Omnicom Group's late-2000 acquisition of the former Greer Margolis Mitchell & Burns (now GMMB), Washington, has put traditional ad agencies squarely in the center of the political-election arena for the first time.

Mainstream shops have sometimes helped individual candidates, and their executives have worked outside their agencies to aid campaigns. But GMMB has shifted the balance, becoming the first major political-ad force within the orbit of Madison Avenue.

going national

The agency this year is handling not only Mr. McCall's campaign but the Wisconsin gubernatorial campaign of Jim Doyle; the re-election bid of Sen. Max Baucus, D-Mont.; the Oregon gubernatorial race of Ted Kulongoski; the Democratic Senate Campaign Committee's efforts on behalf of Democratic candidates in South Dakota and Colorado; and a West Virginia congressional contest. Earlier this year it handled the unsuccessful Florida gubernatorial primary effort of former Attorney General Janet Reno. In addition, one of GMMB's principals, Jim Margolis, has been identified as a close adviser to U.S. Sen. John Kerry, D-Mass., on a possible 2004 presidential bid.

GMMB is thriving in part because last year it handled the successful off-year gubernatorial campaigns of Mark Warner in Virginia and Jim McGreevey in New Jersey.

While general-market ad spending is in the doldrums, political outlays continue to grow, potentially attracting Madison Avenue's eye.
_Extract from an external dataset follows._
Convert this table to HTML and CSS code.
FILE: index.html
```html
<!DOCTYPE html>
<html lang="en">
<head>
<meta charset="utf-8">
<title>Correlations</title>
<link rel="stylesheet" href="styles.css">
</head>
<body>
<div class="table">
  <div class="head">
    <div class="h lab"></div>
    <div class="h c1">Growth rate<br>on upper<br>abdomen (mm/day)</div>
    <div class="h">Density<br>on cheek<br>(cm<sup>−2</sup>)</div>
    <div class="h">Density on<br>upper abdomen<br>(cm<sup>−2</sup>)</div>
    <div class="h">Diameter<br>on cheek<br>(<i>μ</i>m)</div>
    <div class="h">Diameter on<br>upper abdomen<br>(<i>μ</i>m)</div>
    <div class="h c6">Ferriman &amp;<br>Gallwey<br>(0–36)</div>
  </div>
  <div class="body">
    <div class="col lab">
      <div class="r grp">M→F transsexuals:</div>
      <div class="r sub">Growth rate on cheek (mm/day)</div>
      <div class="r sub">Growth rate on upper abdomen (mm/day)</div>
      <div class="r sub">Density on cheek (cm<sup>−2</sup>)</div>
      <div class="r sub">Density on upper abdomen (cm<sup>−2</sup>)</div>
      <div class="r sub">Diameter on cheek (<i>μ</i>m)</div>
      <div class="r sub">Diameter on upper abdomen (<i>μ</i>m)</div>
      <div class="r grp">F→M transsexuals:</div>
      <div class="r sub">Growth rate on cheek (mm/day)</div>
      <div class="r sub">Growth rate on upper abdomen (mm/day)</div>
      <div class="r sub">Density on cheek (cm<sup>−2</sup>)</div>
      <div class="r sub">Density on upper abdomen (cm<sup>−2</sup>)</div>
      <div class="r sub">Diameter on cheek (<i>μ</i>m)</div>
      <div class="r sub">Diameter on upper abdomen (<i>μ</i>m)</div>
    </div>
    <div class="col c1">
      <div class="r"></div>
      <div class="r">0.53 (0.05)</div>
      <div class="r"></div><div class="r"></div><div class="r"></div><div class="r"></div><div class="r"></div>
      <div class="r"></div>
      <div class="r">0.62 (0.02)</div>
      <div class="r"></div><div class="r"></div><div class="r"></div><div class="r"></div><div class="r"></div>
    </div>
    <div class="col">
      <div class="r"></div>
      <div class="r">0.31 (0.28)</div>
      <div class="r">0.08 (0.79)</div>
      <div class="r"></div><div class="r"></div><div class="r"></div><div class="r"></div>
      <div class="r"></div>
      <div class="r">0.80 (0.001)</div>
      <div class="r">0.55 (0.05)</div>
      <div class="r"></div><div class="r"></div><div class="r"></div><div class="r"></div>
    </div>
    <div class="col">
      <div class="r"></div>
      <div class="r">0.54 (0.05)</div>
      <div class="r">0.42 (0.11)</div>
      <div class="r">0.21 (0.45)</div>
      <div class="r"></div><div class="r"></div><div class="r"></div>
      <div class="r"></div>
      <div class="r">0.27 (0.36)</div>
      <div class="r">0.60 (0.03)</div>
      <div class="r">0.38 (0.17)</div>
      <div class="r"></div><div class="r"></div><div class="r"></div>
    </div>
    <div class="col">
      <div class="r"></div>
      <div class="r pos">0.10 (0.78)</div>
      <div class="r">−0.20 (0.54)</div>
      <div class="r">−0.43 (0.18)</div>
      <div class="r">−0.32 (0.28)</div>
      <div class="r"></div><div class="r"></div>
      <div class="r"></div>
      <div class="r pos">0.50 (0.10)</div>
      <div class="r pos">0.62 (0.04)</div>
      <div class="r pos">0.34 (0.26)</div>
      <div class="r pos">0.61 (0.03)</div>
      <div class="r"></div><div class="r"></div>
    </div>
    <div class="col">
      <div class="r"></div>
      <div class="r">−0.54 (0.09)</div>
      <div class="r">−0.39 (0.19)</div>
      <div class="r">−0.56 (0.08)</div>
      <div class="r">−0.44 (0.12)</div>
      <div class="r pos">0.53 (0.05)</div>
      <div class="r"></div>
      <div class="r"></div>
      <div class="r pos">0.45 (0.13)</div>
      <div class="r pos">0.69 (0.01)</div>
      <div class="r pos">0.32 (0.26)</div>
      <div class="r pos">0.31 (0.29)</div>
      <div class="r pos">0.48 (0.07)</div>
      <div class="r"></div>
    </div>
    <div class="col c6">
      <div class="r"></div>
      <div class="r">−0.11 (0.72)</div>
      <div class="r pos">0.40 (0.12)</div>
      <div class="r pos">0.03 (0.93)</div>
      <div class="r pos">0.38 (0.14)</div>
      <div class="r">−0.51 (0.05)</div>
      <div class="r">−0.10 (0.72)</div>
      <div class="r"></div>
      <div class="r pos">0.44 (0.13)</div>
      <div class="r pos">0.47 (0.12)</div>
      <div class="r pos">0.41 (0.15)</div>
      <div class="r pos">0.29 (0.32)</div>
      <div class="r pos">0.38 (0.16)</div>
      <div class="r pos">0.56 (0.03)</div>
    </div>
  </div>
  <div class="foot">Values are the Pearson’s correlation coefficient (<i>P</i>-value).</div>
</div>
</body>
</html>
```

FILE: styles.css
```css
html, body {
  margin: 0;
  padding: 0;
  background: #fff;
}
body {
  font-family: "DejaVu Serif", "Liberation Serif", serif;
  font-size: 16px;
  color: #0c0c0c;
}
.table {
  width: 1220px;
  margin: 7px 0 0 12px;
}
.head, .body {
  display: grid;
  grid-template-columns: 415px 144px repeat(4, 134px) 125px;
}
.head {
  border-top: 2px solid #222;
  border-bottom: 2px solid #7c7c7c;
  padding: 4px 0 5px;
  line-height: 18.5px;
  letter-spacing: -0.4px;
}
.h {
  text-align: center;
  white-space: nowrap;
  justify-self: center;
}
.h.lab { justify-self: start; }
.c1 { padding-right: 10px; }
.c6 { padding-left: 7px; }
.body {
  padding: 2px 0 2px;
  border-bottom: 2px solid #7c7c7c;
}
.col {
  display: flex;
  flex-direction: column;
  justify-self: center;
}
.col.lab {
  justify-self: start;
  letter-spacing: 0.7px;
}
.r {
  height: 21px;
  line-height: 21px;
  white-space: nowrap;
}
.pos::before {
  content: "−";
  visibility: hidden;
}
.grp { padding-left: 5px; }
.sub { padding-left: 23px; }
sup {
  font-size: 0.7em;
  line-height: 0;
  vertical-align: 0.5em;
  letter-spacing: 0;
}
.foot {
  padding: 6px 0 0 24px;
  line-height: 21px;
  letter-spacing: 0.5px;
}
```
Evan Tracey, president of the Campaign Media Analysis Group, which tracks political-ad spending, estimates more than $1 billion will be spent this year, about two-thirds coming from candidates and parties and the rest coming from special-interest groups. That's up from the $672 million spent two years ago. Despite campaign-finance reform, Mr. Tracey said the numbers may grow again in 2004, as money shifts from the parties to special-interest organizations.
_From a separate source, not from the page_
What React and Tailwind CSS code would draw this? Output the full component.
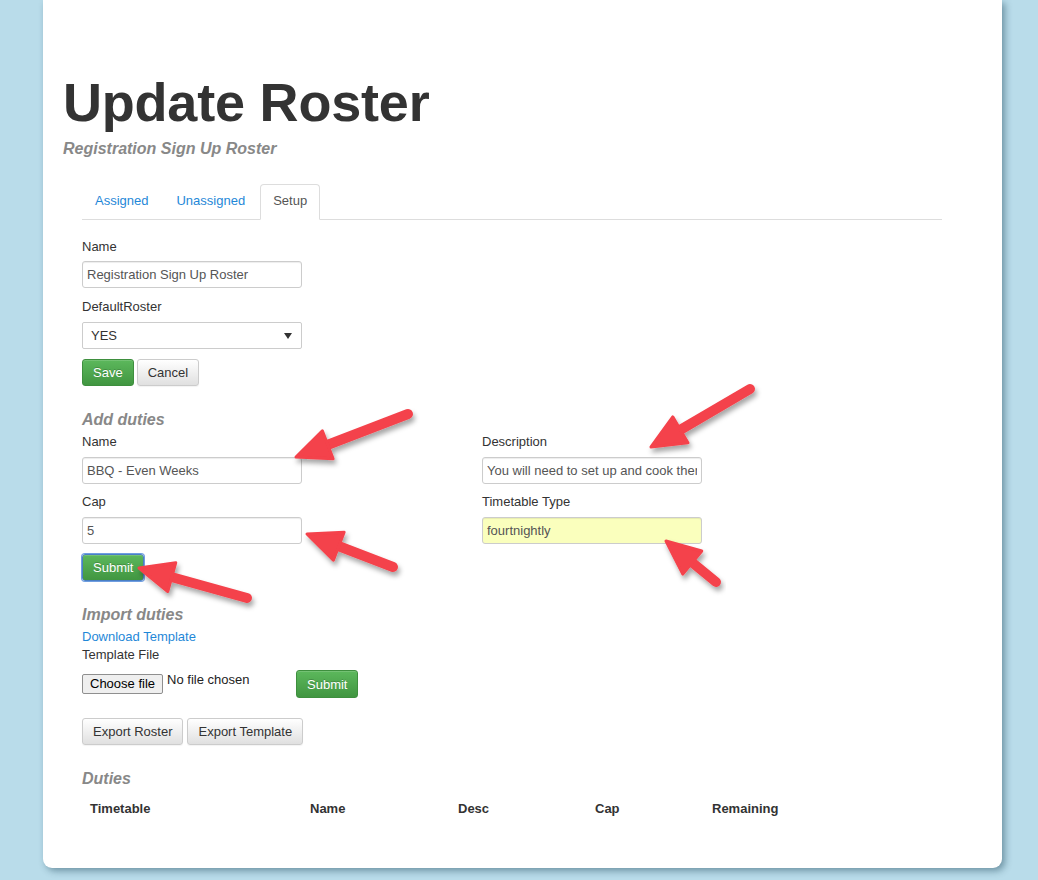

But Fleishman-Hillard, the Omnicom PR arm that bought GMMB, claimed it coveted GMMB's public-affairs ad work and growth potential. The political ads were just something it could live with.

"It represents a small percentage of their work," said Paul Johnson, a senior partner who heads the Fleishman-Hillard branch in Washington. "It wouldn't have been attractive to us if they focused on the political campaigns."

GMMB's public-policy clients include the Robert Wood Johnson Foundation, for which it did an effort to heighten the visibility of the nation's uninsured. It also has done work for the National Abortion Rights Action League, and until recently it handled AARP (the account moved to GSD&M, another Omnicom agency).

GMMB President Frank Greer said about 25% of its billings annually come from political advertising (election-year numbers are far higher). He said the Fleishman/Omnicom link has worked out well. "There is a great deal of synergy," he said. "They wanted a kind of issue-advertising partner and we also do issue-oriented PR. It was a wonderful fit."

Madison Avenue's push to get its share of public-affairs advertising isn't quite as new as the step into candidate advertising. In 1999, Omnicom bought Goddard Claussen, a former political firm that had switched to public-affairs advertising (including producing the "Harry and Louise" spots for health insurers, which launched the big public-affairs ad push) and put that agency under its Porter Novelli unit.

Fleishman is also finalizing a deal to acquire the powerhouse Washington lobbying firm Quinn Gillespie & Associates, whose principals are Jack Quinn, a former counsel to President Clinton, and Ed Gillespie, a former top House aide and adviser to the Bush-Cheney campaign.

exploring issues

Other Madison Avenue firms have also dipped into issue ads. The tobacco industry's nearly $100 million ad effort to fight congressional measures a few years ago was handled by BSMG, now part of Interpublic Group of Cos.' Weber Shandwick. WPP Group's Hill & Knowlton also handles public-policy ads.

Mr. Tracey suggests that one result of campaign-finance reform could be growth in public-affairs advertising, as contributors unable to give soft-money donations to political parties create organizations to do ads.

Mr. Johnson said public-affairs advertising presents fewer client-conflict issues than candidate advertising, and he believes policy ads represent future growth. "We'd rather focus on [issues like] homeland security than look at campaign work as a bumper crop."